Information provided |
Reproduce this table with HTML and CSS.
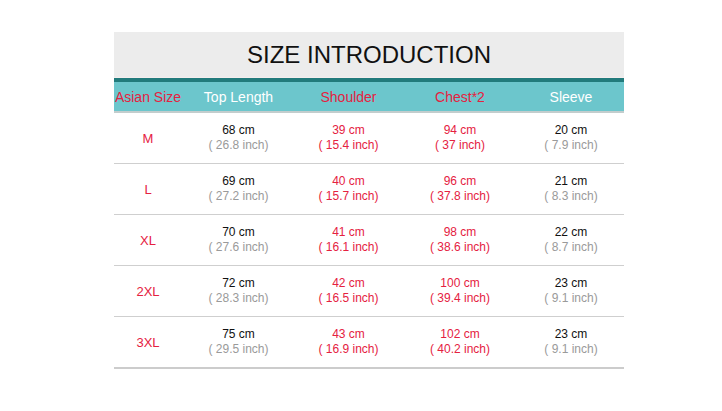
FILE: index.html
```html
<!DOCTYPE html>
<html>
<head>
<meta charset="utf-8">
<link rel="stylesheet" href="styles.css">
</head>
<body>
<div class="chart">
  <div class="title">SIZE INTRODUCTION</div>
  <table class="sizes">
    <colgroup>
      <col class="c1"><col class="c2"><col class="c3"><col class="c4"><col class="c5">
    </colgroup>
    <thead>
      <tr>
        <th class="red">Asian Size</th>
        <th>Top Length</th>
        <th class="red">Shoulder</th>
        <th class="red">Chest*2</th>
        <th>Sleeve</th>
      </tr>
    </thead>
    <tbody>
      <tr>
        <td class="size">M</td>
        <td><div>68 cm</div><div class="inch">( 26.8 inch)</div></td>
        <td class="red"><div>39 cm</div><div>( 15.4 inch)</div></td>
        <td class="red"><div>94 cm</div><div>( 37 inch)</div></td>
        <td><div>20 cm</div><div class="inch">( 7.9 inch)</div></td>
      </tr>
      <tr>
        <td class="size">L</td>
        <td><div>69 cm</div><div class="inch">( 27.2 inch)</div></td>
        <td class="red"><div>40 cm</div><div>( 15.7 inch)</div></td>
        <td class="red"><div>96 cm</div><div>( 37.8 inch)</div></td>
        <td><div>21 cm</div><div class="inch">( 8.3 inch)</div></td>
      </tr>
      <tr>
        <td class="size">XL</td>
        <td><div>70 cm</div><div class="inch">( 27.6 inch)</div></td>
        <td class="red"><div>41 cm</div><div>( 16.1 inch)</div></td>
        <td class="red"><div>98 cm</div><div>( 38.6 inch)</div></td>
        <td><div>22 cm</div><div class="inch">( 8.7 inch)</div></td>
      </tr>
      <tr>
        <td class="size">2XL</td>
        <td><div>72 cm</div><div class="inch">( 28.3 inch)</div></td>
        <td class="red"><div>42 cm</div><div>( 16.5 inch)</div></td>
        <td class="red"><div>100 cm</div><div>( 39.4 inch)</div></td>
        <td><div>23 cm</div><div class="inch">( 9.1 inch)</div></td>
      </tr>
      <tr>
        <td class="size">3XL</td>
        <td><div>75 cm</div><div class="inch">( 29.5 inch)</div></td>
        <td class="red"><div>43 cm</div><div>( 16.9 inch)</div></td>
        <td class="red"><div>102 cm</div><div>( 40.2 inch)</div></td>
        <td><div>23 cm</div><div class="inch">( 9.1 inch)</div></td>
      </tr>
    </tbody>
  </table>
</div>
</body>
</html>
```
FILE: styles.css
```css
html, body {
  margin: 0;
  padding: 0;
  background: #ffffff;
}
body {
  font-family: "Liberation Sans", Arial, sans-serif;
  padding-top: 32px;
}
.chart {
  width: 510px;
  margin-left: 114px;
}
.title {
  height: 45px;
  line-height: 45px;
  background: #ececec;
  text-align: center;
  font-size: 24px;
  color: #111111;
  border-bottom: 1px solid #f4eeee;
}
.sizes {
  width: 510px;
  border-collapse: collapse;
  table-layout: fixed;
}
.c1 { width: 68px; }
.c2 { width: 113px; }
.c3 { width: 107px; }
.c4 { width: 116px; }
.c5 { width: 106px; }
.sizes thead th {
  background: #6cc6cc;
  border-top: 4px solid #227b7c;
  border-bottom: 2px solid #c3cdcd;
  height: 29px;
  padding: 0;
  font-weight: normal;
  font-size: 14px;
  color: #ffffff;
  text-align: center;
  white-space: nowrap;
}
.sizes thead th.red {
  color: #e5213f;
}
.sizes td {
  height: 50px;
  padding: 0;
  text-align: center;
  font-size: 12px;
  line-height: 15px;
  color: #111111;
  border-bottom: 1px solid #cfcfcf;
}
.sizes tbody tr:last-child td {
  border-bottom: 2px solid #cccccc;
}
.sizes td.red,
.sizes td.size {
  color: #e5213f;
}
.sizes td.size {
  font-size: 13px;
}
.inch {
  color: #9a9a9a;
}
```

What is required |
Exclude the images, then output the data above word for word.

Solution for this task |
Reproduce this table with HTML and CSS.
FILE: index.html
```html
<!DOCTYPE html>
<html>
<head>
<meta charset="utf-8">
<link rel="stylesheet" href="styles.css">
</head>
<body>
<div class="chart">
  <div class="title">SIZE INTRODUCTION</div>
  <table class="sizes">
    <colgroup>
      <col class="c1"><col class="c2"><col class="c3"><col class="c4"><col class="c5">
    </colgroup>
    <thead>
      <tr>
        <th class="red">Asian Size</th>
        <th>Top Length</th>
        <th class="red">Shoulder</th>
        <th class="red">Chest*2</th>
        <th>Sleeve</th>
      </tr>
    </thead>
    <tbody>
      <tr>
        <td class="size">M</td>
        <td><div>68 cm</div><div class="inch">( 26.8 inch)</div></td>
        <td class="red"><div>39 cm</div><div>( 15.4 inch)</div></td>
        <td class="red"><div>94 cm</div><div>( 37 inch)</div></td>
        <td><div>20 cm</div><div class="inch">( 7.9 inch)</div></td>
      </tr>
      <tr>
        <td class="size">L</td>
        <td><div>69 cm</div><div class="inch">( 27.2 inch)</div></td>
        <td class="red"><div>40 cm</div><div>( 15.7 inch)</div></td>
        <td class="red"><div>96 cm</div><div>( 37.8 inch)</div></td>
        <td><div>21 cm</div><div class="inch">( 8.3 inch)</div></td>
      </tr>
      <tr>
        <td class="size">XL</td>
        <td><div>70 cm</div><div class="inch">( 27.6 inch)</div></td>
        <td class="red"><div>41 cm</div><div>( 16.1 inch)</div></td>
        <td class="red"><div>98 cm</div><div>( 38.6 inch)</div></td>
        <td><div>22 cm</div><div class="inch">( 8.7 inch)</div></td>
      </tr>
      <tr>
        <td class="size">2XL</td>
        <td><div>72 cm</div><div class="inch">( 28.3 inch)</div></td>
        <td class="red"><div>42 cm</div><div>( 16.5 inch)</div></td>
        <td class="red"><div>100 cm</div><div>( 39.4 inch)</div></td>
        <td><div>23 cm</div><div class="inch">( 9.1 inch)</div></td>
      </tr>
      <tr>
        <td class="size">3XL</td>
        <td><div>75 cm</div><div class="inch">( 29.5 inch)</div></td>
        <td class="red"><div>43 cm</div><div>( 16.9 inch)</div></td>
        <td class="red"><div>102 cm</div><div>( 40.2 inch)</div></td>
        <td><div>23 cm</div><div class="inch">( 9.1 inch)</div></td>
      </tr>
    </tbody>
  </table>
</div>
</body>
</html>
```
FILE: styles.css
```css
html, body {
  margin: 0;
  padding: 0;
  background: #ffffff;
}
body {
  font-family: "Liberation Sans", Arial, sans-serif;
  padding-top: 32px;
}
.chart {
  width: 510px;
  margin-left: 114px;
}
.title {
  height: 45px;
  line-height: 45px;
  background: #ececec;
  text-align: center;
  font-size: 24px;
  color: #111111;
  border-bottom: 1px solid #f4eeee;
}
.sizes {
  width: 510px;
  border-collapse: collapse;
  table-layout: fixed;
}
.c1 { width: 68px; }
.c2 { width: 113px; }
.c3 { width: 107px; }
.c4 { width: 116px; }
.c5 { width: 106px; }
.sizes thead th {
  background: #6cc6cc;
  border-top: 4px solid #227b7c;
  border-bottom: 2px solid #c3cdcd;
  height: 29px;
  padding: 0;
  font-weight: normal;
  font-size: 14px;
  color: #ffffff;
  text-align: center;
  white-space: nowrap;
}
.sizes thead th.red {
  color: #e5213f;
}
.sizes td {
  height: 50px;
  padding: 0;
  text-align: center;
  font-size: 12px;
  line-height: 15px;
  color: #111111;
  border-bottom: 1px solid #cfcfcf;
}
.sizes tbody tr:last-child td {
  border-bottom: 2px solid #cccccc;
}
.sizes td.red,
.sizes td.size {
  color: #e5213f;
}
.sizes td.size {
  font-size: 13px;
}
.inch {
  color: #9a9a9a;
}
```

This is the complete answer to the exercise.